:: SOURCE EXCERPT

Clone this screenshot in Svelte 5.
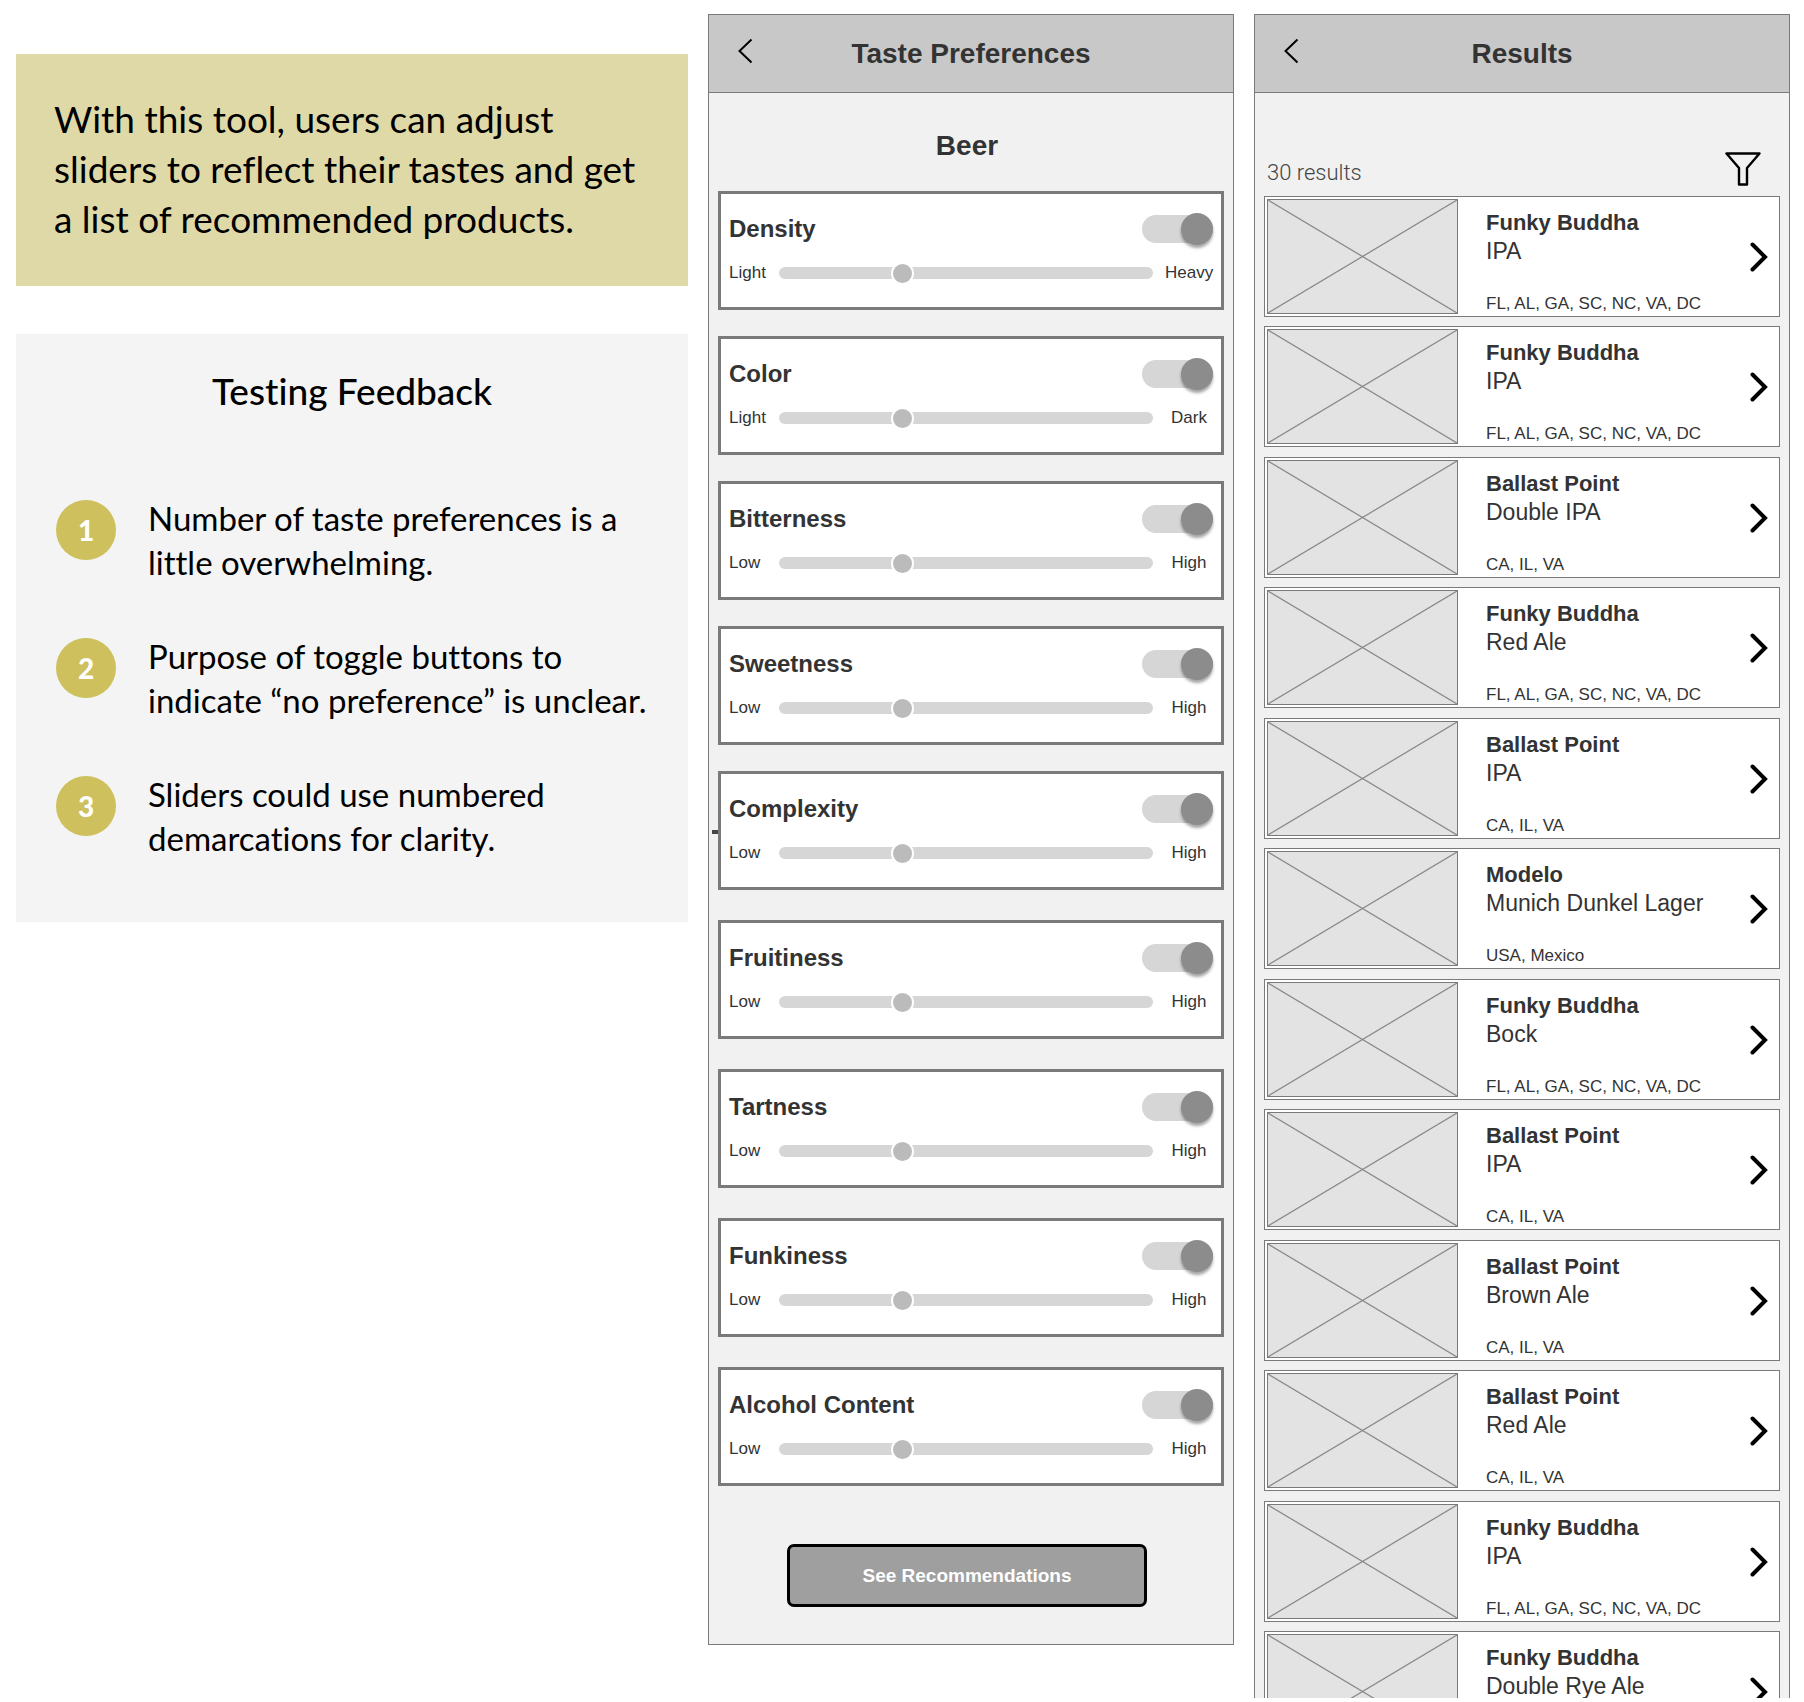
<script lang="ts">
	const feedback = [
		'Number of taste preferences is a little overwhelming.',
		'Purpose of toggle buttons to indicate “no preference” is unclear.',
		'Sliders could use numbered demarcations for clarity.'
	];

	function taste(name: string, low = 'Low', high = 'High') {
		return { name, low, high, value: 32, on: true };
	}

	let groups = $state([
		[
			taste('Density', 'Light', 'Heavy'),
			taste('Color', 'Light', 'Dark'),
			taste('Bitterness'),
			taste('Sweetness'),
			taste('Complexity')
		],
		[taste('Fruitiness'), taste('Tartness'), taste('Funkiness'), taste('Alcohol Content')]
	]);

	const southeast = 'FL, AL, GA, SC, NC, VA, DC';
	const coasts = 'CA, IL, VA';

	const results = [
		{ brewery: 'Funky Buddha', style: 'IPA', states: southeast },
		{ brewery: 'Funky Buddha', style: 'IPA', states: southeast },
		{ brewery: 'Ballast Point', style: 'Double IPA', states: coasts },
		{ brewery: 'Funky Buddha', style: 'Red Ale', states: southeast },
		{ brewery: 'Ballast Point', style: 'IPA', states: coasts },
		{ brewery: 'Modelo', style: 'Munich Dunkel Lager', states: 'USA, Mexico' },
		{ brewery: 'Funky Buddha', style: 'Bock', states: southeast },
		{ brewery: 'Ballast Point', style: 'IPA', states: coasts },
		{ brewery: 'Ballast Point', style: 'Brown Ale', states: coasts },
		{ brewery: 'Ballast Point', style: 'Red Ale', states: coasts },
		{ brewery: 'Funky Buddha', style: 'IPA', states: southeast },
		{ brewery: 'Funky Buddha', style: 'Double Rye Ale', states: '' }
	];
</script>

{#snippet header(title: string)}
	<header>
		<button class="back" aria-label="Back">
			<svg width="16" height="26" viewBox="0 0 16 26">
				<path d="M14.5 1.5 2.5 13l12 11.5" fill="none" stroke="#000" stroke-width="2" />
			</svg>
		</button>
		<h2>{title}</h2>
	</header>
{/snippet}

<main>
	<section class="notes">
		<p class="intro">
			With this tool, users can adjust sliders to reflect their tastes and get a list of
			recommended products.
		</p>

		<div class="feedback">
			<h1>Testing Feedback</h1>
			<ol>
				{#each feedback as item, i}
					<li>
						<span class="number">{i + 1}</span>
						<p>{item}</p>
					</li>
				{/each}
			</ol>
		</div>
	</section>

	<section class="phone preferences">
		{@render header('Taste Preferences')}
		<h3>Beer</h3>

		{#each groups as group, g}
			<div class="group">
				{#each group as item, i}
					<div class="card" class:ticked={item.name === 'Complexity'}>
						<div class="top">
							<label class="name" for="toggle-{g}-{i}">{item.name}</label>
							<input class="toggle" type="checkbox" id="toggle-{g}-{i}" bind:checked={item.on} />
						</div>
						<div class="scale">
							<span>{item.low}</span>
							<input type="range" aria-label={item.name} bind:value={item.value} disabled={!item.on} />
							<span class="high">{item.high}</span>
						</div>
					</div>
				{/each}
			</div>
		{/each}

		<div class="actions">
			<button class="submit">See Recommendations</button>
		</div>
	</section>

	<section class="phone results">
		{@render header('Results')}
		<div class="toolbar">
			<span>30 results</span>
			<button aria-label="Filter results">
				<svg width="36" height="34" viewBox="0 0 36 34">
					<path
						d="M1.5 1.5h33L22 16v16.5h-8V16Z"
						fill="none"
						stroke="#000"
						stroke-width="2.4"
						stroke-linejoin="round"
					/>
				</svg>
			</button>
		</div>

		<ul>
			{#each results as beer}
				<li>
					<svg class="picture" viewBox="0 0 191 115" preserveAspectRatio="none">
						<path d="M0 0 191 115M191 0 0 115" />
					</svg>
					<div class="details">
						<strong>{beer.brewery}</strong>
						<span>{beer.style}</span>
						<small>{beer.states}</small>
					</div>
					<button aria-label="Open {beer.brewery} {beer.style}">
						<svg width="18" height="30" viewBox="0 0 18 30">
							<path
								d="M2.5 2.5 15 15 2.5 27.5"
								fill="none"
								stroke="#000"
								stroke-width="4"
								stroke-linecap="round"
							/>
						</svg>
					</button>
				</li>
			{/each}
		</ul>
	</section>
</main>

<style>
	:global(body) {
		background: #fff;
	}

	main {
		display: grid;
		grid-template-columns: 672fr 526fr 536fr;
		grid-template-rows: minmax(0, 1fr);
		gap: 20px;
		align-items: start;
		height: 100vh;
		box-sizing: border-box;
		padding: 14px 14px 4px 16px;
		font-family: 'Liberation Sans', Arial, sans-serif;
		color: #333;
	}

	h1,
	h2,
	h3,
	p,
	ol,
	ul {
		margin: 0;
		padding: 0;
	}

	ol,
	ul {
		list-style: none;
	}

	button {
		display: block;
		padding: 0;
		border: 0;
		background: none;
		font-family: inherit;
		cursor: pointer;
	}

	svg {
		display: block;
	}

	/* notes */
	.notes {
		display: flex;
		flex-direction: column;
		gap: 48px;
		padding-top: 40px;
		font-family: Lato, sans-serif;
		font-variant-ligatures: none;
		color: #000;
	}

	.intro {
		padding: 40px 44px 42px 38px;
		background: #dfd9a8;
		font-size: 37px;
		line-height: 50px;
	}

	.feedback {
		padding: 32px 20px 62px 40px;
		background: #f4f4f4;
	}

	.feedback h1 {
		padding-right: 20px;
		font-size: 37px;
		font-weight: 500;
		line-height: 50px;
		text-align: center;
	}

	.feedback ol {
		display: flex;
		flex-direction: column;
		gap: 50px;
		padding-top: 80px;
	}

	.feedback li {
		display: flex;
		gap: 32px;
	}

	.feedback li p {
		font-size: 33px;
		line-height: 44px;
	}

	.number {
		flex: none;
		width: 60px;
		height: 60px;
		margin-top: 4px;
		border-radius: 50%;
		background: #cdc05d;
		color: #fff;
		font-size: 28px;
		font-weight: 900;
		line-height: 60px;
		text-align: center;
	}

	/* phones */
	.phone {
		border: 1px solid #7a7a7a;
		background: #f1f1f1;
	}

	header {
		display: grid;
		grid-template-columns: 60px 1fr 60px;
		align-items: center;
		height: 77px;
		border-bottom: 1px solid #7a7a7a;
		background: #c8c8c8;
	}

	.back {
		padding: 0 0 6px 28px;
	}

	h2,
	h3 {
		font-size: 28px;
		font-weight: 700;
		line-height: 34px;
		text-align: center;
	}

	/* taste preferences */
	.preferences {
		padding-bottom: 37px;
	}

	.preferences h3 {
		padding: 36px 8px 28px 0;
	}

	.group {
		display: flex;
		flex-direction: column;
		gap: 26px;
		padding: 0 9px;
	}

	.group + .group {
		gap: 30px;
		padding-top: 30px;
	}

	.card {
		position: relative;
		height: 119px;
		box-sizing: border-box;
		padding: 19px 8px 0;
		border: 3px solid #7a7a7a;
		background: #fff;
	}

	.ticked::before {
		content: '';
		position: absolute;
		top: 56px;
		left: -9px;
		width: 6px;
		height: 4px;
		background: #444;
	}

	.top {
		display: flex;
		align-items: center;
		justify-content: space-between;
		height: 32px;
	}

	.name {
		font-size: 24px;
		font-weight: 700;
	}

	.toggle {
		appearance: none;
		display: flex;
		align-items: center;
		width: 71px;
		height: 28px;
		margin: 0;
		border-radius: 14px;
		background: #d6d6d6;
	}

	.toggle::before {
		content: '';
		width: 32px;
		height: 32px;
		flex: none;
		border-radius: 50%;
		background: #8c8c8c;
		box-shadow: 0 3px 3px rgb(0 0 0 / 35%);
	}

	.toggle:checked {
		justify-content: flex-end;
	}

	.scale {
		display: grid;
		grid-template-columns: 50px 1fr 60px;
		align-items: center;
		height: 20px;
		padding-top: 18px;
		font-size: 17px;
		line-height: 20px;
	}

	.high {
		padding-left: 12px;
		text-align: center;
	}

	input[type='range'] {
		appearance: none;
		width: 100%;
		height: 12px;
		margin: 0;
		border-radius: 6px;
		background: #d6d6d6;
	}

	input[type='range']::-webkit-slider-thumb {
		appearance: none;
		width: 23px;
		height: 23px;
		border: 2px solid #fff;
		border-radius: 50%;
		background: #bbb;
	}

	.actions {
		padding: 58px 8px 0 0;
	}

	.submit {
		width: 360px;
		height: 63px;
		margin: 0 auto;
		border: 3px solid #000;
		border-radius: 7px;
		background: #9f9f9f;
		color: #fff;
		font-size: 19px;
		font-weight: 700;
	}

	/* results */
	.results {
		align-self: stretch;
		border-bottom: 0;
		overflow: hidden;
	}

	.toolbar {
		display: flex;
		align-items: flex-end;
		justify-content: space-between;
		padding: 59px 28px 10px 12px;
		font-family: Roboto, sans-serif;
		font-size: 22px;
		font-weight: 300;
		line-height: 26px;
		color: #444;
	}

	.results ul {
		padding: 0 9px;
	}

	.results li {
		display: flex;
		align-items: center;
		margin-bottom: 9px;
		padding: 2px 11px 2px 2px;
		border: 1px solid #7a7a7a;
		background: #fff;
	}

	.results li:nth-child(even) {
		margin-bottom: 10px;
	}

	.picture {
		flex: none;
		box-sizing: border-box;
		width: 191px;
		height: 115px;
		border: 1px solid #7a7a7a;
		background: #e3e3e3;
	}

	.picture path {
		fill: none;
		stroke: #8a8a8a;
		stroke-width: 1.3;
	}

	.details {
		flex: 1;
		display: flex;
		flex-direction: column;
		align-self: stretch;
		padding: 9px 0 0 28px;
		line-height: 29px;
	}

	.details strong {
		font-size: 22px;
	}

	.details span {
		font-size: 23px;
	}

	.details small {
		padding-top: 27px;
		font-size: 17px;
		line-height: 21px;
	}
</style>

::::

● WHAT YOU ARE ASKED TO DO:
Looking at the listing above, how many of its lines contain the string "this"? Give the number alone.

● EXERCISE SOLUTION:
2